[Entries with page source code]

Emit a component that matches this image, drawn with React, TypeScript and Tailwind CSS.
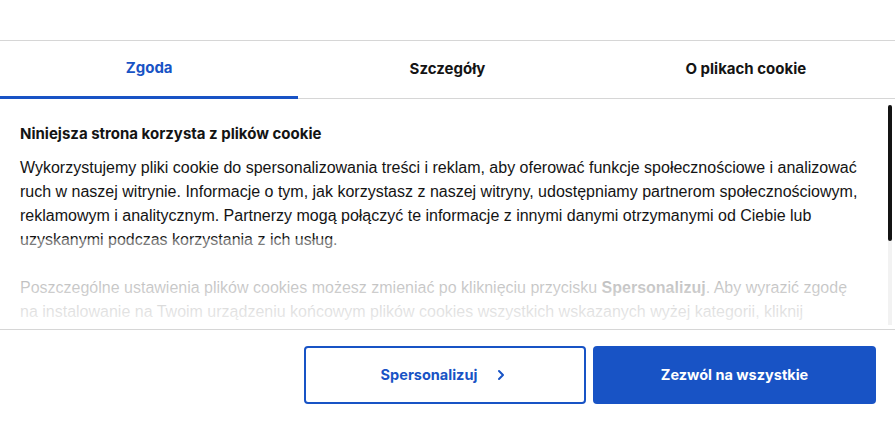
import { ChevronRight } from "lucide-react";

const tabs = ["Zgoda", "Szczegóły", "O plikach cookie"];

export default function App() {
  return (
    <div className="w-[895px] h-[426px] bg-white overflow-hidden font-['Inter',sans-serif] text-[#141414]">
      <div className="h-[41px] border-b border-[#d6d6d6]" />

      <nav className="flex h-[58px] border-b border-[#d6d6d6]">
        {tabs.map((tab, i) => (
          <button
            key={tab}
            className={
              i === 0
                ? "flex-1 flex items-center justify-center text-[15px] font-bold text-[#1853c5] border-b-[3px] border-[#1853c5] -mb-px"
                : "flex-1 flex items-center justify-center text-[15px] font-bold text-[#141414]"
            }
          >
            {tab}
          </button>
        ))}
      </nav>

      <div className="relative h-[231px] overflow-hidden border-b border-[#d6d6d6]">
        <div className="pl-5 pr-[36px] pt-[24px]">
          <h2 className="text-[15px] font-bold mb-[10px]">Niniejsza strona korzysta z plików cookie</h2>
          <div className="font-['Liberation_Sans',Arial,sans-serif] text-[16px] leading-6 text-[#141414]">
            <p className="mb-6">
              Wykorzystujemy pliki cookie do spersonalizowania treści i reklam, aby oferować funkcje społecznościowe i analizować ruch w naszej witrynie. Informacje o tym, jak korzystasz z naszej witryny, udostępniamy partnerom społecznościowym, reklamowym i analitycznym. Partnerzy mogą połączyć te informacje z innymi danymi otrzymanymi od Ciebie lub uzyskanymi podczas korzystania z ich usług.
            </p>
            <p>
              Poszczególne ustawienia plików cookies możesz zmieniać po kliknięciu przycisku <strong>Spersonalizuj</strong>. Aby wyrazić zgodę na instalowanie na Twoim urządzeniu końcowym plików cookies wszystkich wskazanych wyżej kategorii, kliknij <strong>Zezwól na wszystkie</strong>.
            </p>
          </div>
        </div>

        <div className="absolute left-0 right-0 bottom-0 h-[90px] bg-gradient-to-b from-white/40 via-white/75 to-white/95" />

        <div className="absolute right-[3px] top-[6px] bottom-[4px] w-[4px] bg-[#f2f2f2]">
          <div className="h-[136px] w-full bg-[#141414] rounded-sm" />
        </div>
      </div>

      <div className="flex justify-end gap-[7px] pt-4 pr-[19px]">
        <button className="w-[282px] h-[58px] flex items-center justify-center gap-4 rounded border-2 border-[#1853c5] text-[#1853c5] text-[14.5px] font-bold">
          Spersonalizuj
          <ChevronRight className="w-4 h-4" strokeWidth={3} />
        </button>
        <button className="w-[283px] h-[58px] flex items-center justify-center rounded bg-[#1853c5] text-white text-[14.5px] font-bold">
          Zezwól na wszystkie
        </button>
      </div>
    </div>
  );
}
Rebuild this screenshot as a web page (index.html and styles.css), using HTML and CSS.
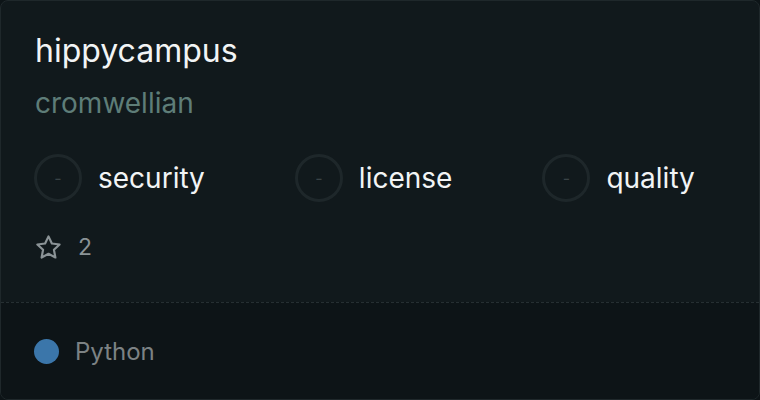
FILE: index.html
```html
<!DOCTYPE html>
<html lang="en">
<head>
  <meta charset="UTF-8">
  <meta name="viewport" content="width=device-width, initial-scale=1.0">
  <title>hippycampus</title>
  <link rel="stylesheet" href="styles.css">
</head>
<body>

  <div class="card">
    <div class="cardBody">
      <div class="repoName">hippycampus</div>
      <div class="owner">cromwellian</div>

      <div class="scores">
        <div class="score">
          <span class="ring">-</span>
          <span class="scoreLabel">security</span>
        </div>
        <div class="score">
          <span class="ring">-</span>
          <span class="scoreLabel">license</span>
        </div>
        <div class="score">
          <span class="ring">-</span>
          <span class="scoreLabel">quality</span>
        </div>
      </div>

      <div class="stars">
        <svg class="starIcon" viewBox="0 0 24 24" width="29" height="29">
          <path d="M12 2.8l2.8 5.9 6.4.8-4.7 4.4 1.2 6.4L12 17.2l-5.7 3.1 1.2-6.4-4.7-4.4 6.4-.8z" fill="none" stroke="currentColor" stroke-width="1.8" stroke-linejoin="round"/>
        </svg>
        <span class="starCount">2</span>
      </div>
    </div>

    <div class="cardFooter">
      <span class="langDot"></span>
      <span class="langName">Python</span>
    </div>
  </div>

</body>
</html>
```

FILE: styles.css
```css
body {
  margin: 0;
  background: #0d1417;
  font-family: Inter, "Noto Sans", sans-serif;
}

.card {
  box-sizing: border-box;
  width: 760px;
  height: 400px;
  border: 1px solid #1f282b;
  border-radius: 8px;
  background-color: #11191c;
  display: flex;
  flex-direction: column;
  overflow: hidden;
}

.cardBody {
  flex: 1;
  padding: 30px 33px 0 33px;
}

.repoName {
  font-size: 32px;
  color: #f2f4f5;
  line-height: 40px;
  padding-left: 1px;
}

.owner {
  font-size: 28px;
  color: #5e7d78;
  line-height: 36px;
  margin-top: 14px;
  padding-left: 1px;
}

.scores {
  display: flex;
  gap: 90px;
  margin-top: 33px;
}

.score {
  display: flex;
  align-items: center;
  gap: 16px;
}

.ring {
  box-sizing: border-box;
  width: 48px;
  height: 48px;
  border: 3px solid #1e272a;
  border-radius: 50%;
  display: flex;
  align-items: center;
  justify-content: center;
  color: #3a4346;
  font-size: 16px;
}

.scoreLabel {
  font-size: 28px;
  color: #f2f4f5;
}

.stars {
  display: flex;
  align-items: center;
  gap: 15px;
  margin-top: 31px;
  height: 28px;
  color: #8b9396;
}

.starIcon {
  display: block;
}

.starCount {
  font-size: 23px;
}

.cardFooter {
  box-sizing: border-box;
  height: 97px;
  border-top: 1px dashed #262f32;
  background-color: #0d1417;
  display: flex;
  align-items: center;
  gap: 16px;
  padding: 0 33px;
}

.langDot {
  width: 25px;
  height: 25px;
  border-radius: 50%;
  background-color: #3b76aa;
}

.langName {
  font-size: 24px;
  color: #7c8284;
}
```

▶ Written request
Retype all entries exactly as they appear, dropping the images.

▶ Exercise result
Emit a component that matches this image, drawn with React, TypeScript and Tailwind CSS.
import { ChevronRight } from "lucide-react";

const tabs = ["Zgoda", "Szczegóły", "O plikach cookie"];

export default function App() {
  return (
    <div className="w-[895px] h-[426px] bg-white overflow-hidden font-['Inter',sans-serif] text-[#141414]">
      <div className="h-[41px] border-b border-[#d6d6d6]" />

      <nav className="flex h-[58px] border-b border-[#d6d6d6]">
        {tabs.map((tab, i) => (
          <button
            key={tab}
            className={
              i === 0
                ? "flex-1 flex items-center justify-center text-[15px] font-bold text-[#1853c5] border-b-[3px] border-[#1853c5] -mb-px"
                : "flex-1 flex items-center justify-center text-[15px] font-bold text-[#141414]"
            }
          >
            {tab}
          </button>
        ))}
      </nav>

      <div className="relative h-[231px] overflow-hidden border-b border-[#d6d6d6]">
        <div className="pl-5 pr-[36px] pt-[24px]">
          <h2 className="text-[15px] font-bold mb-[10px]">Niniejsza strona korzysta z plików cookie</h2>
          <div className="font-['Liberation_Sans',Arial,sans-serif] text-[16px] leading-6 text-[#141414]">
            <p className="mb-6">
              Wykorzystujemy pliki cookie do spersonalizowania treści i reklam, aby oferować funkcje społecznościowe i analizować ruch w naszej witrynie. Informacje o tym, jak korzystasz z naszej witryny, udostępniamy partnerom społecznościowym, reklamowym i analitycznym. Partnerzy mogą połączyć te informacje z innymi danymi otrzymanymi od Ciebie lub uzyskanymi podczas korzystania z ich usług.
            </p>
            <p>
              Poszczególne ustawienia plików cookies możesz zmieniać po kliknięciu przycisku <strong>Spersonalizuj</strong>. Aby wyrazić zgodę na instalowanie na Twoim urządzeniu końcowym plików cookies wszystkich wskazanych wyżej kategorii, kliknij <strong>Zezwól na wszystkie</strong>.
            </p>
          </div>
        </div>

        <div className="absolute left-0 right-0 bottom-0 h-[90px] bg-gradient-to-b from-white/40 via-white/75 to-white/95" />

        <div className="absolute right-[3px] top-[6px] bottom-[4px] w-[4px] bg-[#f2f2f2]">
          <div className="h-[136px] w-full bg-[#141414] rounded-sm" />
        </div>
      </div>

      <div className="flex justify-end gap-[7px] pt-4 pr-[19px]">
        <button className="w-[282px] h-[58px] flex items-center justify-center gap-4 rounded border-2 border-[#1853c5] text-[#1853c5] text-[14.5px] font-bold">
          Spersonalizuj
          <ChevronRight className="w-4 h-4" strokeWidth={3} />
        </button>
        <button className="w-[283px] h-[58px] flex items-center justify-center rounded bg-[#1853c5] text-white text-[14.5px] font-bold">
          Zezwól na wszystkie
        </button>
      </div>
    </div>
  );
}
Rebuild this screenshot as a web page (index.html and styles.css), using HTML and CSS.
FILE: index.html
```html
<!DOCTYPE html>
<html lang="en">
<head>
  <meta charset="UTF-8">
  <meta name="viewport" content="width=device-width, initial-scale=1.0">
  <title>hippycampus</title>
  <link rel="stylesheet" href="styles.css">
</head>
<body>

  <div class="card">
    <div class="cardBody">
      <div class="repoName">hippycampus</div>
      <div class="owner">cromwellian</div>

      <div class="scores">
        <div class="score">
          <span class="ring">-</span>
          <span class="scoreLabel">security</span>
        </div>
        <div class="score">
          <span class="ring">-</span>
          <span class="scoreLabel">license</span>
        </div>
        <div class="score">
          <span class="ring">-</span>
          <span class="scoreLabel">quality</span>
        </div>
      </div>

      <div class="stars">
        <svg class="starIcon" viewBox="0 0 24 24" width="29" height="29">
          <path d="M12 2.8l2.8 5.9 6.4.8-4.7 4.4 1.2 6.4L12 17.2l-5.7 3.1 1.2-6.4-4.7-4.4 6.4-.8z" fill="none" stroke="currentColor" stroke-width="1.8" stroke-linejoin="round"/>
        </svg>
        <span class="starCount">2</span>
      </div>
    </div>

    <div class="cardFooter">
      <span class="langDot"></span>
      <span class="langName">Python</span>
    </div>
  </div>

</body>
</html>
```

FILE: styles.css
```css
body {
  margin: 0;
  background: #0d1417;
  font-family: Inter, "Noto Sans", sans-serif;
}

.card {
  box-sizing: border-box;
  width: 760px;
  height: 400px;
  border: 1px solid #1f282b;
  border-radius: 8px;
  background-color: #11191c;
  display: flex;
  flex-direction: column;
  overflow: hidden;
}

.cardBody {
  flex: 1;
  padding: 30px 33px 0 33px;
}

.repoName {
  font-size: 32px;
  color: #f2f4f5;
  line-height: 40px;
  padding-left: 1px;
}

.owner {
  font-size: 28px;
  color: #5e7d78;
  line-height: 36px;
  margin-top: 14px;
  padding-left: 1px;
}

.scores {
  display: flex;
  gap: 90px;
  margin-top: 33px;
}

.score {
  display: flex;
  align-items: center;
  gap: 16px;
}

.ring {
  box-sizing: border-box;
  width: 48px;
  height: 48px;
  border: 3px solid #1e272a;
  border-radius: 50%;
  display: flex;
  align-items: center;
  justify-content: center;
  color: #3a4346;
  font-size: 16px;
}

.scoreLabel {
  font-size: 28px;
  color: #f2f4f5;
}

.stars {
  display: flex;
  align-items: center;
  gap: 15px;
  margin-top: 31px;
  height: 28px;
  color: #8b9396;
}

.starIcon {
  display: block;
}

.starCount {
  font-size: 23px;
}

.cardFooter {
  box-sizing: border-box;
  height: 97px;
  border-top: 1px dashed #262f32;
  background-color: #0d1417;
  display: flex;
  align-items: center;
  gap: 16px;
  padding: 0 33px;
}

.langDot {
  width: 25px;
  height: 25px;
  border-radius: 50%;
  background-color: #3b76aa;
}

.langName {
  font-size: 24px;
  color: #7c8284;
}
```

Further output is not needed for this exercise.